Saturday, July 9, 2016

Record your Terminal activity using ‘Script’ Command


As a System administrator, you might execute lot of commands in the Terminal everyday. Sometimes you might want to refer the entire command history along with all respective outputs later. And, If you’re a programmer and write a program that displays a really long output in Terminal, you can’t scroll up to certain limit and can’t view the entire output of your Terminal session. As a technical writer, I must include what command I entered in the Terminal and what was the result I got in my articles. So, I believe It is always a best idea to record the Terminal session, and keep it aside for future reference. There are many tools out there to record your Desktop. Unfortunately, there are no such tools for servers that only has CLI session. Luckily, we have a simple command called script that really helpful to make typescript of everything printed on your Terminal.
Script command allows you to record everything you do in your Terminal, and saves the output in a text file. This command comes pre-installed with most Linux, and Unix-like operating systems.
In this brief tutorial, let me show you how to use script command.

Script command usage

When you’re ready to recording the Terminal activity, just type:
$ script
You will get a message something like below.
Script started, file is typescript
sk@sk: ~_001
Now, everything you entered in the Terminal will be saved in a file called typescript.
Also, you can give a custom name to the typescript by specifying a file name of your choice as shown below.
$ script -a my_terminal_session
Now, Let us type few commands, and see how it works.
$ whoami
$ uname -a
$ cd /home/sk/Soft_Backup
$ ls -l
$ mkdir ostechnix
$ rmdir ostechnix
That’s enough for now. You can try as many commands as you want to record. Once you are done, type ‘exit’ in the Terminal to stop recording.
$ exit
Sample output:
Script done, file is typescript
As you see in the above screenshot, the script command will be stored in file called “typescript” in the current working directory.
Now, let us go ahead, and check what we did so far in the Terminal.

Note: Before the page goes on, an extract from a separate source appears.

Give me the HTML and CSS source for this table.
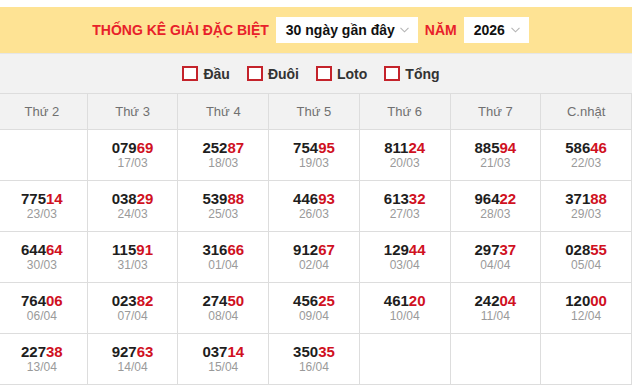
FILE: index.html
```html
<!DOCTYPE html>
<html lang="vi">
<head>
<meta charset="utf-8">
<title>Thống kê giải đặc biệt</title>
<link rel="stylesheet" href="styles.css">
</head>
<body>
<div class="filter">
  <span class="title">THỐNG KÊ GIẢI ĐẶC BIỆT</span>
  <div class="select select-range"><span>30 ngày gần đây</span><svg class="chev" width="9" height="6" viewBox="0 0 9 6"><polyline points="0.5,0.8 4.5,4.8 8.5,0.8" fill="none" stroke="#b5b5b5" stroke-width="1.1"/></svg></div>
  <span class="title">NĂM</span>
  <div class="select select-year"><span>2026</span><svg class="chev" width="9" height="6" viewBox="0 0 9 6"><polyline points="0.5,0.8 4.5,4.8 8.5,0.8" fill="none" stroke="#b5b5b5" stroke-width="1.1"/></svg></div>
</div>
<div class="options">
  <label class="opt"><span class="box"></span>Đầu</label>
  <label class="opt"><span class="box"></span>Đuôi</label>
  <label class="opt"><span class="box"></span>Loto</label>
  <label class="opt"><span class="box"></span>Tổng</label>
</div>
<table class="grid">
  <thead>
    <tr><th>Thứ 2</th><th>Thứ 3</th><th>Thứ 4</th><th>Thứ 5</th><th>Thứ 6</th><th>Thứ 7</th><th>C.nhật</th></tr>
  </thead>
  <tbody>
    <tr>
      <td></td>
      <td><div class="num">079<em>69</em></div><div class="date">17/03</div></td>
      <td><div class="num">252<em>87</em></div><div class="date">18/03</div></td>
      <td><div class="num">754<em>95</em></div><div class="date">19/03</div></td>
      <td><div class="num">811<em>24</em></div><div class="date">20/03</div></td>
      <td><div class="num">885<em>94</em></div><div class="date">21/03</div></td>
      <td><div class="num">586<em>46</em></div><div class="date">22/03</div></td>
    </tr>
    <tr>
      <td><div class="num">775<em>14</em></div><div class="date">23/03</div></td>
      <td><div class="num">038<em>29</em></div><div class="date">24/03</div></td>
      <td><div class="num">539<em>88</em></div><div class="date">25/03</div></td>
      <td><div class="num">446<em>93</em></div><div class="date">26/03</div></td>
      <td><div class="num">613<em>32</em></div><div class="date">27/03</div></td>
      <td><div class="num">964<em>22</em></div><div class="date">28/03</div></td>
      <td><div class="num">371<em>88</em></div><div class="date">29/03</div></td>
    </tr>
    <tr>
      <td><div class="num">644<em>64</em></div><div class="date">30/03</div></td>
      <td><div class="num">115<em>91</em></div><div class="date">31/03</div></td>
      <td><div class="num">316<em>66</em></div><div class="date">01/04</div></td>
      <td><div class="num">912<em>67</em></div><div class="date">02/04</div></td>
      <td><div class="num">129<em>44</em></div><div class="date">03/04</div></td>
      <td><div class="num">297<em>37</em></div><div class="date">04/04</div></td>
      <td><div class="num">028<em>55</em></div><div class="date">05/04</div></td>
    </tr>
    <tr>
      <td><div class="num">764<em>06</em></div><div class="date">06/04</div></td>
      <td><div class="num">023<em>82</em></div><div class="date">07/04</div></td>
      <td><div class="num">274<em>50</em></div><div class="date">08/04</div></td>
      <td><div class="num">456<em>25</em></div><div class="date">09/04</div></td>
      <td><div class="num">461<em>20</em></div><div class="date">10/04</div></td>
      <td><div class="num">242<em>04</em></div><div class="date">11/04</div></td>
      <td><div class="num">120<em>00</em></div><div class="date">12/04</div></td>
    </tr>
    <tr>
      <td><div class="num">227<em>38</em></div><div class="date">13/04</div></td>
      <td><div class="num">927<em>63</em></div><div class="date">14/04</div></td>
      <td><div class="num">037<em>14</em></div><div class="date">15/04</div></td>
      <td><div class="num">350<em>35</em></div><div class="date">16/04</div></td>
      <td></td>
      <td></td>
      <td></td>
    </tr>
  </tbody>
</table>
</body>
</html>
```

FILE: styles.css
```css
html, body {
  margin: 0;
  padding: 0;
  background: #fff;
  overflow: hidden;
}
body {
  font-family: "Liberation Sans", Arial, sans-serif;
  color: #222;
}
.filter {
  margin-top: 7px;
  height: 46px;
  background: #fee394;
  display: flex;
  align-items: center;
  justify-content: center;
  gap: 7px;
  padding-right: 11px;
}
.title {
  color: #e8212a;
  font-weight: bold;
  font-size: 14px;
}
.select {
  box-sizing: border-box;
  height: 26px;
  background: #fff;
  display: flex;
  align-items: center;
  justify-content: space-between;
  padding: 0 9px 0 10px;
  font-weight: bold;
  font-size: 14px;
  color: #111;
}
.select-range { width: 142px; }
.select-year { width: 65px; }
.chev { display: block; }
.options {
  box-sizing: border-box;
  height: 40px;
  background: #f2f2f2;
  border-top: 1px solid #e6e6e6;
  display: flex;
  align-items: center;
  justify-content: center;
  gap: 17px;
  padding-right: 10px;
}
.opt {
  display: flex;
  align-items: center;
  gap: 5px;
  font-weight: bold;
  font-size: 14px;
  color: #333;
}
.box {
  box-sizing: border-box;
  width: 16px;
  height: 15px;
  border: 2px solid #c4232b;
  background: #fff;
}
.grid {
  margin-left: -4px;
  width: 636px;
  table-layout: fixed;
  border-collapse: collapse;
  border-top: 1px solid #ddd;
}
.grid th, .grid td {
  border: 1px solid #ddd;
  text-align: center;
  padding: 0;
}
.grid th {
  height: 35px;
  background: #f2f2f2;
  font-weight: normal;
  font-size: 13px;
  color: #707070;
}
.grid td {
  height: 50px;
  vertical-align: middle;
  background: #fff;
}
.num {
  font-weight: bold;
  font-size: 15px;
  line-height: 17px;
  color: #1e1e1e;
}
.num em {
  font-style: normal;
  color: #d0111f;
}
.date {
  font-size: 12px;
  line-height: 15px;
  color: #9a9a9a;
}
```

Check script command output

$ cat typescript
Sample output:
Script started on Friday 18 March 2016 01:29:06 PM IST
sk@sk:~$ whoami
sk@sk:~$ uname -a
Linux sk 4.4.5-040405-generic #201603091931 SMP Thu Mar 10 00:34:17 UTC 2016 x86_64 x86_64 x86_64 GNU/Linux
sk@sk:~$ cd /home/sk/Soft_Backup
sk@sk:~/Soft_Backup$ ls -l
total 16
drwxrwxr-x 2 sk sk 4096 Nov 12 2014 Linux Soft
drwxrwxr-x 5 sk sk 4096 May 30 2015 OS Images
drwxrwxr-x 30 sk sk 4096 Mar 11 17:46 VHD's
drwxrwxr-x 17 sk sk 4096 Dec 30 11:48 Windows Soft
sk@sk:~/Soft_Backup$ mkdir ostechnix
sk@sk:~/Soft_Backup$ rmdir ostechnix
sk@sk:~/Soft_Backup$ exit

Script done on Friday 18 March 2016 01:29:44 PM IST
sk@sk: ~_007
Voila! As you see in the above output, Script command recorded and displayed everything I have entered in the Terminal. For your easy understanding, I have marked the commands that I executed in bold letters.
You could use the output for your assignment, or just save this output for future reference, and so on.
For further details, I recommend you to refer the man pages.
$ man script
That’s all I can write about script command now. If you want a hardcopy record of the Terminal session for future reference, or for a assignment, script command is good tool to try.